You may have quit potentially rewarding projects because of what other people might think or because you fear that the outcome might not be what you intended. I once wrote a fiction book based on a story my kids and I created in an oral storytelling game I call, “Let’s build a story.”
Writing the book was an enlightening experience. I wrote it and then did nothing with it. Over the year it took me to write it, I never had one thought about publishing or even letting anyone else read it. The reason is that I was too concerned about what it would look like. I labeled it as something that would damage my reputation. I felt fear and potential embarrassment when I thought about making it public. I mean, how would it look for an investment professional who managed a large fund to publish a fiction story about a teenage kid battling monsters? My clients would think I wasn’t putting in the effort to ensure their returns were safe. Right?
So, I just let it sit. But it didn’t just sit. It was a project that was near completion. It constantly etched its title across my brain. This wasn’t that long ago, by the way. Everything I’m writing here, I use each day to achieve anything I put my mind to.
I oftentimes re-read books that have had an impact my life. One day I skimmed the notes of one of these books and came across a section that inspired the next thought — and said it out loud, which gave it transformational power:
I must be unattached to the outcome when faced with a decision to act.
I said it out loud again and then put it in my phone as a recurring note.
I was proud that I wrote the fiction book and just let go of the thoughts of what it would look like to others. It was a fun exercise, and my kids were a major factor in its completion. But that’s just it: It wasn’t complete, and that bothered me. I used all the knowledge and creativity I had available to write the book and was left with the next step in the process: I had to find others to help me achieve this goal.
The next steps after writing a satisfactory draft of any book go in this order: After close friends and/or family read the book at an alpha reader level, send the manuscript to a group of trusted beta readers who are interested in your genre. There are many websites, social groups, and critique sites for this part. Just get to know your beta readers, and you’ll quickly develop a level of trust and security that they will provide you with quality work. Oftentimes, they will expect you to return the favor. This group will hopefully give you honest feedback that you can use to create following drafts.
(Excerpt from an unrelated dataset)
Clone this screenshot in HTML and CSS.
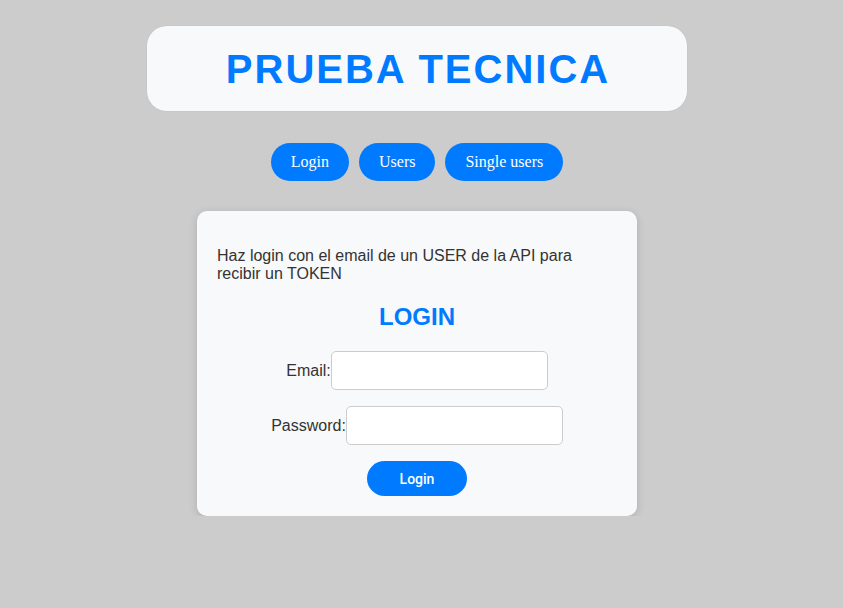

My beta readers’ critiques empowered me to transform my fiction book, which I thought was pretty good at the time, into two books that I have a hard time putting down. I was so happy I didn’t stop the process. It would have been embarrassing to release the original draft. In fact, one of my beta readers was so blunt that I was ashamed of writing it. I felt like I had no business writing. She was the best of them all. With her comments, I was on the edge of scrapping the work. But you know? Without her blunt honesty, I would have seriously regretted letting anyone I cared about read it.
On that note, a different beta reader made me have the same thoughts of scrapping the Achieve book. She used these words and phrases: misdirected, disconnected, didn’t speak to me, I wasn’t able to connect the dots, confusing, and unclear, among others. I could have said, “This book is shit” and forgotten about it. Instead, I felt strongly that someone needs to hear what I have to say in the unique way I say it. I took her valuable comments and transformed the book into a version that has received great reviews.
I’m thankful I continued with both projects and will forever reach out to these two for advice, feedback, and consulting on future projects related to their field of expertise. That’s because once you find precious people who can help you reach your goal, you always want them close to you.
I reveled in the success of the project that I effectively scrapped after I was nearly finished with it. The point of all of this was to explain that with an attitude to finish, any past project, no matter how old or unrelated to your area of expertise, can be revised into a current version and completed with the help of others who are experts in the area where you lack knowledge.
Ultimately, any success you have in achieving anything lies in your motivations. If your why is strong enough, then you will be successful in achieving anything. My why for the fiction books were my children. They inspired me to put in the effort, and I was driven to achieve an entertaining story they would enjoy, regardless of my fear of what people would say.